[INSTRUCTIONS FOR THE TASK] Copy each line in the data that includes the word "styles".

[TASK INPUTS]

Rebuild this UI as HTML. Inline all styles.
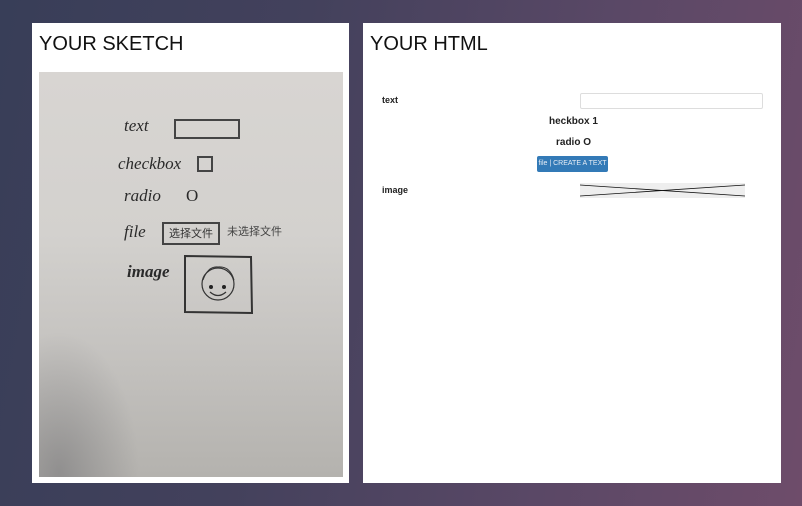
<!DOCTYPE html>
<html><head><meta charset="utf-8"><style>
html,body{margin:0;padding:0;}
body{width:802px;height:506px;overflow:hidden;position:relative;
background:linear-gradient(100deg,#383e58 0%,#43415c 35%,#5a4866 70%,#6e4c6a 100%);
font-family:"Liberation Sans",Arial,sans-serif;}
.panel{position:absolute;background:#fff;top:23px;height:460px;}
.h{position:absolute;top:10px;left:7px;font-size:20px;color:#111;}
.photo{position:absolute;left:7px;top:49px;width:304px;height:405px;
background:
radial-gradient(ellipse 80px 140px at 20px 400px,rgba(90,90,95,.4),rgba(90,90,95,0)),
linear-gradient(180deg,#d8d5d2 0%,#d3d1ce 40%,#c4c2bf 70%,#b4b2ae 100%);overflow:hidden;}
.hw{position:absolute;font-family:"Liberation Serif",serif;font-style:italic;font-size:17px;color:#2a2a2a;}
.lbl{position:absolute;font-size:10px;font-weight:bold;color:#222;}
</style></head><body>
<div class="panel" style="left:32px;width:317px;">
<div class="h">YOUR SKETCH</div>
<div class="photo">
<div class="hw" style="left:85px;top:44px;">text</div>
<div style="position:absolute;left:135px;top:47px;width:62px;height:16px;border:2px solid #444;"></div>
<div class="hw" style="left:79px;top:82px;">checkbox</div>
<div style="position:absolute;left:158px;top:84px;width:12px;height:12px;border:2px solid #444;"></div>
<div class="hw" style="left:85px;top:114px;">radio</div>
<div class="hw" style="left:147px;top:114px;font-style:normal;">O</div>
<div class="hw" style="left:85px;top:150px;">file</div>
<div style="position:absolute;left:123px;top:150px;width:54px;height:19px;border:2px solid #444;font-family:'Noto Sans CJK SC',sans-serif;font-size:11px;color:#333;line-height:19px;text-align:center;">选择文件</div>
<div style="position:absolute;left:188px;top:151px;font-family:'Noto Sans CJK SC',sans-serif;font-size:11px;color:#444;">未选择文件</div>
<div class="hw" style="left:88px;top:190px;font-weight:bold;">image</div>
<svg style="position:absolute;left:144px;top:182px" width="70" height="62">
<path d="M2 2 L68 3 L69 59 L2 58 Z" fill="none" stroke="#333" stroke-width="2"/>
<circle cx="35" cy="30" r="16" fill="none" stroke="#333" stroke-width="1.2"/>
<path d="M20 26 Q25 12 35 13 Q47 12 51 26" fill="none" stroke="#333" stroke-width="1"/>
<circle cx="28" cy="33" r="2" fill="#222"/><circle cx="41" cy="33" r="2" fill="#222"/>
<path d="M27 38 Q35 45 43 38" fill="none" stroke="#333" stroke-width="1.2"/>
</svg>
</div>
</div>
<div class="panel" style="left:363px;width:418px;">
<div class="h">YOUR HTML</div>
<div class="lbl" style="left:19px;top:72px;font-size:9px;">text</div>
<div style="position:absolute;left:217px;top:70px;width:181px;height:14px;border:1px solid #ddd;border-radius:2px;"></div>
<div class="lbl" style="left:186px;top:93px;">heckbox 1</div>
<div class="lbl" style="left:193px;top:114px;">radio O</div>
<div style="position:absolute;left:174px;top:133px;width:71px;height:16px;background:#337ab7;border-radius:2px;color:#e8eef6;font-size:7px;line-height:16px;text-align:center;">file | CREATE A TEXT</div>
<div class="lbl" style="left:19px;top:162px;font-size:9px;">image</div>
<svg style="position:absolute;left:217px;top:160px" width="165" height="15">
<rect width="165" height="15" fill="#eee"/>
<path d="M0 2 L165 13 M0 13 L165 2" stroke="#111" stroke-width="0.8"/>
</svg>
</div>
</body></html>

---

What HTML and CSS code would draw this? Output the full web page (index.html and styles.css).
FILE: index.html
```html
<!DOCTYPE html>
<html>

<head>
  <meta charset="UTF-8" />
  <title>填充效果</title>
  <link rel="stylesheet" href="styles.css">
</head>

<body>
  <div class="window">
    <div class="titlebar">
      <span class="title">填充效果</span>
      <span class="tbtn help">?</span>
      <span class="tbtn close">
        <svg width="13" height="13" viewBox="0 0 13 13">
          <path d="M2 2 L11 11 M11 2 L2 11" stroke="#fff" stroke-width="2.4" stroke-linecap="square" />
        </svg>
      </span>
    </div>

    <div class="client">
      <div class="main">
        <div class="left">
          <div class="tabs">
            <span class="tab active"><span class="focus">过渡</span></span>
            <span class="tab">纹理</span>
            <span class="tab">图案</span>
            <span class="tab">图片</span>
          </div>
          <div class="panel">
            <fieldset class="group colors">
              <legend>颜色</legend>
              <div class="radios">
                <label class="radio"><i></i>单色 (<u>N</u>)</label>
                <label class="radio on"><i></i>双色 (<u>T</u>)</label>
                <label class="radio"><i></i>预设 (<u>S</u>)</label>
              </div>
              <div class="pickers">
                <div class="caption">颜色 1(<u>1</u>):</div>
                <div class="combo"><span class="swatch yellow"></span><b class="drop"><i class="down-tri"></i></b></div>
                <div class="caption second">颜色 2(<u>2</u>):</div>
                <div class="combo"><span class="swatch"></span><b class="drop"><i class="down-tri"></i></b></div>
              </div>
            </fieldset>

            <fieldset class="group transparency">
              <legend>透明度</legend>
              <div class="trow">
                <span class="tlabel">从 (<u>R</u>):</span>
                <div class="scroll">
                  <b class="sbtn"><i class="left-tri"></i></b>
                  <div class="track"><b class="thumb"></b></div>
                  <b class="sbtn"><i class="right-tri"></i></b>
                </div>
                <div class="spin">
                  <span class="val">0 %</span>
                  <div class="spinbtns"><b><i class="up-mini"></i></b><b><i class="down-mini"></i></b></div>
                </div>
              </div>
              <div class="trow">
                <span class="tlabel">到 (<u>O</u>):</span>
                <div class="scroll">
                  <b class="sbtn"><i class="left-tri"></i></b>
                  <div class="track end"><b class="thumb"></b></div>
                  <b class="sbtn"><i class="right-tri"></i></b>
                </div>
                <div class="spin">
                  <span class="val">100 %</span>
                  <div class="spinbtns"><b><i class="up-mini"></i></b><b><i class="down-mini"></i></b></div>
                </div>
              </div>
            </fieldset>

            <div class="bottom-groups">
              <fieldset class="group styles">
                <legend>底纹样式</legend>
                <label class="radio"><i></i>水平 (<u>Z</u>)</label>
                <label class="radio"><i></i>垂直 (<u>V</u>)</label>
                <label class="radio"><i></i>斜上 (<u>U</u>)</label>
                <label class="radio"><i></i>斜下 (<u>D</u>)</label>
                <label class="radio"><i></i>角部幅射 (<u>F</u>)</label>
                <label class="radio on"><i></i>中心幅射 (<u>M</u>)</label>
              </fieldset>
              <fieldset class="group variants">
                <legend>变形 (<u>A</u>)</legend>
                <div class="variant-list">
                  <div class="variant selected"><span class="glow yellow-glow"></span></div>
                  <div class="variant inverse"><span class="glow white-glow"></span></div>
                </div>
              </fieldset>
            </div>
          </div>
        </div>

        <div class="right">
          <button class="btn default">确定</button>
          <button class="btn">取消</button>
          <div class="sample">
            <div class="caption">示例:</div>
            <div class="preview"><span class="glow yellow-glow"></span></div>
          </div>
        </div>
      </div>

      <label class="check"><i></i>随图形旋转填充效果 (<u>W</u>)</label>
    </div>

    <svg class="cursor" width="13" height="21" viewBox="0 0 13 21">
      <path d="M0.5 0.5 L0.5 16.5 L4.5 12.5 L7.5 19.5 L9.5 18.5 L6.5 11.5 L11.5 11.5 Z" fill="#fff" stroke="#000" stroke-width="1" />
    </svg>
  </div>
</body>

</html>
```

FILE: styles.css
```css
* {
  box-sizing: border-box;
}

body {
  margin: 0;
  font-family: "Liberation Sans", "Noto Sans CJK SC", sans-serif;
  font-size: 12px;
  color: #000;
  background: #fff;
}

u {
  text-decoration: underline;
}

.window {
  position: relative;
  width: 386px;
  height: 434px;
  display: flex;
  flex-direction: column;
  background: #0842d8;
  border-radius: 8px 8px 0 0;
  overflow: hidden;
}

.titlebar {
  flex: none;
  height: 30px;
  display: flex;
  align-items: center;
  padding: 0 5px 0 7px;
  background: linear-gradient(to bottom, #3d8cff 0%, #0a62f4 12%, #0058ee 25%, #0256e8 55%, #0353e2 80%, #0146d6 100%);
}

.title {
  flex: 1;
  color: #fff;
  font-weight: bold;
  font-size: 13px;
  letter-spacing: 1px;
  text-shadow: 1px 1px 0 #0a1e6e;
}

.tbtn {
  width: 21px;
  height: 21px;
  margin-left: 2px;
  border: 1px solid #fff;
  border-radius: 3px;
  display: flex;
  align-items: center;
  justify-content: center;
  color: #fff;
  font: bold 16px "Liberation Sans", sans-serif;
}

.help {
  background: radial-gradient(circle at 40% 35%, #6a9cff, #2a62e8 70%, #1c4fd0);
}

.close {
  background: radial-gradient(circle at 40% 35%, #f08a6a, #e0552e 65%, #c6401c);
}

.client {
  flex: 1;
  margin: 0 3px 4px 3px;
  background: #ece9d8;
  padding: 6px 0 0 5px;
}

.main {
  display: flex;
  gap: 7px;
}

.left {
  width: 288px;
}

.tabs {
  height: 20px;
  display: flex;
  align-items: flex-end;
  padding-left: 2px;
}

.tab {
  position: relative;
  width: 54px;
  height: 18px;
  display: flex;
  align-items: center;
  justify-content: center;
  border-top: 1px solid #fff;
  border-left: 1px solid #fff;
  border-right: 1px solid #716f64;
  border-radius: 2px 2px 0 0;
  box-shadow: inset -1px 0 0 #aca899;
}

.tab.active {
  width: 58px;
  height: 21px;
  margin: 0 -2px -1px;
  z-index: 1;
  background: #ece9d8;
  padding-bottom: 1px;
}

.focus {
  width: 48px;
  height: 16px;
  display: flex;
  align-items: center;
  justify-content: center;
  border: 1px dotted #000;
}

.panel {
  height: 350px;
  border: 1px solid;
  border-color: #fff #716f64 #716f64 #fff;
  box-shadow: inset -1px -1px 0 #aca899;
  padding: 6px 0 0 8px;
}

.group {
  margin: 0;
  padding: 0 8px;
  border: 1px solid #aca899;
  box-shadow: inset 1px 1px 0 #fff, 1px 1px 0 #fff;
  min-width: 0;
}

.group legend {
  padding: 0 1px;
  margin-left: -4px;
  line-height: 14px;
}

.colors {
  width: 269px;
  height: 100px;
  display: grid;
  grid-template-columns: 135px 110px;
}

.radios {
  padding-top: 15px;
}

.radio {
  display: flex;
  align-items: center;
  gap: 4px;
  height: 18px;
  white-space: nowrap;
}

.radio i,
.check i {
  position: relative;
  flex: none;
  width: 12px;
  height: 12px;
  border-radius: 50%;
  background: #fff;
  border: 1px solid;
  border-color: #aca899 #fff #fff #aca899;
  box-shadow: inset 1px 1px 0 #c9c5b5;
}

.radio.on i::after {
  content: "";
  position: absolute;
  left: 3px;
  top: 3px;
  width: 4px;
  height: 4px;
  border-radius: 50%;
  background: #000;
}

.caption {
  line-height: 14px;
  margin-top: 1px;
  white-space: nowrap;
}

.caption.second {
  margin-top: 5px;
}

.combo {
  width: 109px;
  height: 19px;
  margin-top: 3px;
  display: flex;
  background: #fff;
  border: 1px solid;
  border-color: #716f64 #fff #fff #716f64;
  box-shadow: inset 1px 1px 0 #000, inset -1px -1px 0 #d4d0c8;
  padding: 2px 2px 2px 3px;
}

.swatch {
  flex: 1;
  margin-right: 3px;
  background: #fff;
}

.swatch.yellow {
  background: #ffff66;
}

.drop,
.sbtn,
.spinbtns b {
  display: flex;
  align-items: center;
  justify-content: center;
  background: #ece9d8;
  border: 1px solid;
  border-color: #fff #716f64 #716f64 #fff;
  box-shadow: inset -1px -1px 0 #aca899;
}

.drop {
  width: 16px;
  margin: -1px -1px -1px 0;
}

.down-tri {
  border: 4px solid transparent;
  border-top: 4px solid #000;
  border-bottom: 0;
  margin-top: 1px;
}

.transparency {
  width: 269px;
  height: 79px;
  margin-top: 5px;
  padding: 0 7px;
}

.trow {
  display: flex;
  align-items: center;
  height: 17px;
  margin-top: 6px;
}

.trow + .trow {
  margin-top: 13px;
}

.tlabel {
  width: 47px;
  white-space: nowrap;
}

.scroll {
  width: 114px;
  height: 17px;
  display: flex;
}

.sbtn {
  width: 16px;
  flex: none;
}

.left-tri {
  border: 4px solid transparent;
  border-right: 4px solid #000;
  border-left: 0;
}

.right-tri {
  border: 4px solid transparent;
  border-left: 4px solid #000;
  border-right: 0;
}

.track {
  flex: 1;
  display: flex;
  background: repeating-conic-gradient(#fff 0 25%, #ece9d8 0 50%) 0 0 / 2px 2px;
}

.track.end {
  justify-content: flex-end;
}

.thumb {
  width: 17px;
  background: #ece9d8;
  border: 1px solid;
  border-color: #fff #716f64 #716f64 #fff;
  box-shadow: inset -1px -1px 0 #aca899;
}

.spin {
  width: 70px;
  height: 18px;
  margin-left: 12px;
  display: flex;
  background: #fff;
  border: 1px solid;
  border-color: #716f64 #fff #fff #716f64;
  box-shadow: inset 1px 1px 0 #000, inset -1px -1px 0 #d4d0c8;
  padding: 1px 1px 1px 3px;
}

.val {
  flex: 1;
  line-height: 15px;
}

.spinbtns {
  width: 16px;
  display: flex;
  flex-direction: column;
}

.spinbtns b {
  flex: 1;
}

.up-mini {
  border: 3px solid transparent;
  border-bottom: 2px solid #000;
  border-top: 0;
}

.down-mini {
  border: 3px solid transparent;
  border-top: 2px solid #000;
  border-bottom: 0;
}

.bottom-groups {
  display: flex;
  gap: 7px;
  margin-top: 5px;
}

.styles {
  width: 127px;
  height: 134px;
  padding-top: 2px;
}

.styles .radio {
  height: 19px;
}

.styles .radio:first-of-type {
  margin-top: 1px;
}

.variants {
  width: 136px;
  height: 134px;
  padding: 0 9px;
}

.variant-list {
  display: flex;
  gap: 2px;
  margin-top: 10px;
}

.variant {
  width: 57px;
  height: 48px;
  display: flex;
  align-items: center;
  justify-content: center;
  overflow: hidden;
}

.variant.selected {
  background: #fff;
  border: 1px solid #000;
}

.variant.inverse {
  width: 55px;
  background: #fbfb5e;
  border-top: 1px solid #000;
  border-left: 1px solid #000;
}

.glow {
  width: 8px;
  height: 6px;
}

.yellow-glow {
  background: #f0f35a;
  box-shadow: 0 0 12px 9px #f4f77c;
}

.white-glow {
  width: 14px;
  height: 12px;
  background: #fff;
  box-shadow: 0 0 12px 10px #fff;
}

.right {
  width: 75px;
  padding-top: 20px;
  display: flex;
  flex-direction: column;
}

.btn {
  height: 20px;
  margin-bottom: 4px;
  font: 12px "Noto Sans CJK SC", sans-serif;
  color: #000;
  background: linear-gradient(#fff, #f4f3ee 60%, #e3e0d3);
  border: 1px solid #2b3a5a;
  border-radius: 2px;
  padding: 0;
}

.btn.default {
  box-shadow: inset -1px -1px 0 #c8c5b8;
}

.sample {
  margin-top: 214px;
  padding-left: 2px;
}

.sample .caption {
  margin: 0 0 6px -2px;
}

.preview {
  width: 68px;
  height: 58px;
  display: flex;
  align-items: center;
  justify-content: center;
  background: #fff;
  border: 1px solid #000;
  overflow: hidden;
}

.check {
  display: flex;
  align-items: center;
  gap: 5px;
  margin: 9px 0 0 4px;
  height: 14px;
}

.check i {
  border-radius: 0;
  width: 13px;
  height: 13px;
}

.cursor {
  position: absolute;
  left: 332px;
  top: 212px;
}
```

...

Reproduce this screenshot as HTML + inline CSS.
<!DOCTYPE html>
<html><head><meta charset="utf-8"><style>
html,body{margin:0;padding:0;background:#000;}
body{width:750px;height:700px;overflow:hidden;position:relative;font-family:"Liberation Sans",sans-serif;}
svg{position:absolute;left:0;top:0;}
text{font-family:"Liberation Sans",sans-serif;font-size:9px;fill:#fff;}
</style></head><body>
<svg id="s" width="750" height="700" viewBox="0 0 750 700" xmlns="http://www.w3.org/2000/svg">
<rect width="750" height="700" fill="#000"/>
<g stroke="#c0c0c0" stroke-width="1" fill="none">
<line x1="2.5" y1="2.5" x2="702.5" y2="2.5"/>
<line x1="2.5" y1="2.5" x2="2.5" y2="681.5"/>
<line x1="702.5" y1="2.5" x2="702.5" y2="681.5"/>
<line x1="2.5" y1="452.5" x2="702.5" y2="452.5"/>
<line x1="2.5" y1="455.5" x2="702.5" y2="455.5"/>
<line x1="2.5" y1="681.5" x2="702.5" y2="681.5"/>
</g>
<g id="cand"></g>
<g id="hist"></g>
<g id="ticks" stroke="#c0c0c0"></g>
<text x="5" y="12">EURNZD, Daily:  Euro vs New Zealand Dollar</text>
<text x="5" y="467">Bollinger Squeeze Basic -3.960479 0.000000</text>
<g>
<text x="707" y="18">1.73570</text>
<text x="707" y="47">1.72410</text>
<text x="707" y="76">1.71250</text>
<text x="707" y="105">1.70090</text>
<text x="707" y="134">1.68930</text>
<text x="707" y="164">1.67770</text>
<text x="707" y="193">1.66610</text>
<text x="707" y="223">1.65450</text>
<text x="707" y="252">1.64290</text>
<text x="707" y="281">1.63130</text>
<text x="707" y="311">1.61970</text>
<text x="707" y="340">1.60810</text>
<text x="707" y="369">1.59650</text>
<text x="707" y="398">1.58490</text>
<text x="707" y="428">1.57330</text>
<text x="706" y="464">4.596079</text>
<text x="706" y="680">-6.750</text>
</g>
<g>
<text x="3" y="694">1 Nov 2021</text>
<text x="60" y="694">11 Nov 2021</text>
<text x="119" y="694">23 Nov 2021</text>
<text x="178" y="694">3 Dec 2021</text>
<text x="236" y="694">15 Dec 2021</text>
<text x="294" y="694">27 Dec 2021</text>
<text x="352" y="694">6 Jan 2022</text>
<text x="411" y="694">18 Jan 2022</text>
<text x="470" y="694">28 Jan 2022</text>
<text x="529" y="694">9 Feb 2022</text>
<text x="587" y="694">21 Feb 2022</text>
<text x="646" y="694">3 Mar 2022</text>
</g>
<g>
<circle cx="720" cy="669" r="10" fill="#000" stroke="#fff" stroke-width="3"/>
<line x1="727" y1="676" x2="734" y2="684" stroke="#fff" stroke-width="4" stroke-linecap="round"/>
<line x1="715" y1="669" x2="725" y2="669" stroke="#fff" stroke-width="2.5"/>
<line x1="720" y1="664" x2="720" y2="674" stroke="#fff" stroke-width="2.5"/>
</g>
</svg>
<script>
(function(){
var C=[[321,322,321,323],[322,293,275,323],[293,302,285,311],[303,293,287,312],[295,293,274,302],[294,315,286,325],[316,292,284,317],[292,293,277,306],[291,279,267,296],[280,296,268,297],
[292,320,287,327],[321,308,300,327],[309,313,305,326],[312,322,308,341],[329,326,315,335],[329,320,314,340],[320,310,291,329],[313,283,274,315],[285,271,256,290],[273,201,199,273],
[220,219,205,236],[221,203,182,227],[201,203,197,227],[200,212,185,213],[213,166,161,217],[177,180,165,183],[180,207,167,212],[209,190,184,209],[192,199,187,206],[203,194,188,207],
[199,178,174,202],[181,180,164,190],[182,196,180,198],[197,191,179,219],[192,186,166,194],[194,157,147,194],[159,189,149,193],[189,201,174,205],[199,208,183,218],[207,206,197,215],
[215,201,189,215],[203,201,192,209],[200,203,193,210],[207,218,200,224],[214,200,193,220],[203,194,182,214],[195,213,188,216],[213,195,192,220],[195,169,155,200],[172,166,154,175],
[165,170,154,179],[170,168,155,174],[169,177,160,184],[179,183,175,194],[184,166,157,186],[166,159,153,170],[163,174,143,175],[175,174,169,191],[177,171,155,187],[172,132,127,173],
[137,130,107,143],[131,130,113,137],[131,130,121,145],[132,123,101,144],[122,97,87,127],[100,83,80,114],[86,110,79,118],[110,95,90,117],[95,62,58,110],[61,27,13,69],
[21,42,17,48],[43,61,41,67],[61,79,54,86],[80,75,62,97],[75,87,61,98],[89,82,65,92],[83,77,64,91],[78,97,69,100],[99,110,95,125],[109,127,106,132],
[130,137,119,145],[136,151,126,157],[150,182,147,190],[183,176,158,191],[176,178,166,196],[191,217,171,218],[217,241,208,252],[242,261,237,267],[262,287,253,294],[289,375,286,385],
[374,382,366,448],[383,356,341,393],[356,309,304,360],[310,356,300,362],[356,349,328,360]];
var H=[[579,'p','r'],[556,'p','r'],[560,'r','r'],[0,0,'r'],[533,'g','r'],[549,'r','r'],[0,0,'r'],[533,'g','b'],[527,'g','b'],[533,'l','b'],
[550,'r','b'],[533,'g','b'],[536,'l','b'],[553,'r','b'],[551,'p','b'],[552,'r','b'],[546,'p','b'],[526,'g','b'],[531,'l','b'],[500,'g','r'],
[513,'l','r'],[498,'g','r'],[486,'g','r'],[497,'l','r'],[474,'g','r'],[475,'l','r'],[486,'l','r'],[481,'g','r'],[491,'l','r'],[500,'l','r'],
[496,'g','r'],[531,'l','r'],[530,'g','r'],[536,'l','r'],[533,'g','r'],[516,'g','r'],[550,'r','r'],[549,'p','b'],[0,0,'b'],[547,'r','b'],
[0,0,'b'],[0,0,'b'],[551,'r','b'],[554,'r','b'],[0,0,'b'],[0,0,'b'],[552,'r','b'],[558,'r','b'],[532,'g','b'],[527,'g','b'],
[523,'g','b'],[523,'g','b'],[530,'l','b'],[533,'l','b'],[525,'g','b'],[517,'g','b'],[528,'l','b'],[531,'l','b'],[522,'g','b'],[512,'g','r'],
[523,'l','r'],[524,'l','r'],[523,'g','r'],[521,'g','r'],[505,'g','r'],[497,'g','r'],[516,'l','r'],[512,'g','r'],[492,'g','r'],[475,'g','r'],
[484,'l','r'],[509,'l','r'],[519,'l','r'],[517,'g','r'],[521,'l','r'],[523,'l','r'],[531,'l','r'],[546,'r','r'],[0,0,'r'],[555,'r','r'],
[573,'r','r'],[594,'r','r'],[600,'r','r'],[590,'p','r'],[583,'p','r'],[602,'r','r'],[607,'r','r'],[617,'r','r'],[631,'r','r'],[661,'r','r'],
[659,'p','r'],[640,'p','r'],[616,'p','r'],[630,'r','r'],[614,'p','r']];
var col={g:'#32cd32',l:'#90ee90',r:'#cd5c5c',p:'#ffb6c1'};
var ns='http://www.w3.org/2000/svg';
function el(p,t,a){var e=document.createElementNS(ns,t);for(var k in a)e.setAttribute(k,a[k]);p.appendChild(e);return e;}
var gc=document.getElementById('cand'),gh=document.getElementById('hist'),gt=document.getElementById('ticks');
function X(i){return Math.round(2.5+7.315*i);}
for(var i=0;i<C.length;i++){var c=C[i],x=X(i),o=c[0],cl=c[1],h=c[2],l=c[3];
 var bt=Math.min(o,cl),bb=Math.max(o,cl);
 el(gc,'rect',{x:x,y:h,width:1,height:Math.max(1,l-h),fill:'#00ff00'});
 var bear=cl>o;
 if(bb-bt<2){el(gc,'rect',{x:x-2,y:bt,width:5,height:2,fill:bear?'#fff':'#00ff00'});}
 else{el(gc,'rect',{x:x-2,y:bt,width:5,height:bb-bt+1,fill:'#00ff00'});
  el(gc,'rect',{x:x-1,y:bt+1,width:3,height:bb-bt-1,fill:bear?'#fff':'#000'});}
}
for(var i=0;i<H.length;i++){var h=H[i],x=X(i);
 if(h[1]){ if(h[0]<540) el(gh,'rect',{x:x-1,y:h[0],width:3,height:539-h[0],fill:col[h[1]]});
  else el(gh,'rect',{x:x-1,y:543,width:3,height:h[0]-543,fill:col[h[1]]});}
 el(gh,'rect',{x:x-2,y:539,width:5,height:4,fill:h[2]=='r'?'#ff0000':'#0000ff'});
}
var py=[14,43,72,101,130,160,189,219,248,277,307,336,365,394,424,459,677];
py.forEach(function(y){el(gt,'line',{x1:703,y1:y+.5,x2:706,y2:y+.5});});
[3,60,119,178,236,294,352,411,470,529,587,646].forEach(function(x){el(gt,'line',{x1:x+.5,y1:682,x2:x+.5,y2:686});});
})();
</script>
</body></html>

[REPLY]
Rebuild this UI as HTML. Inline all styles.
What HTML and CSS code would draw this? Output the full web page (index.html and styles.css).
  <link rel="stylesheet" href="styles.css">
              <fieldset class="group styles">
FILE: styles.css
.styles {
.styles .radio {
.styles .radio:first-of-type {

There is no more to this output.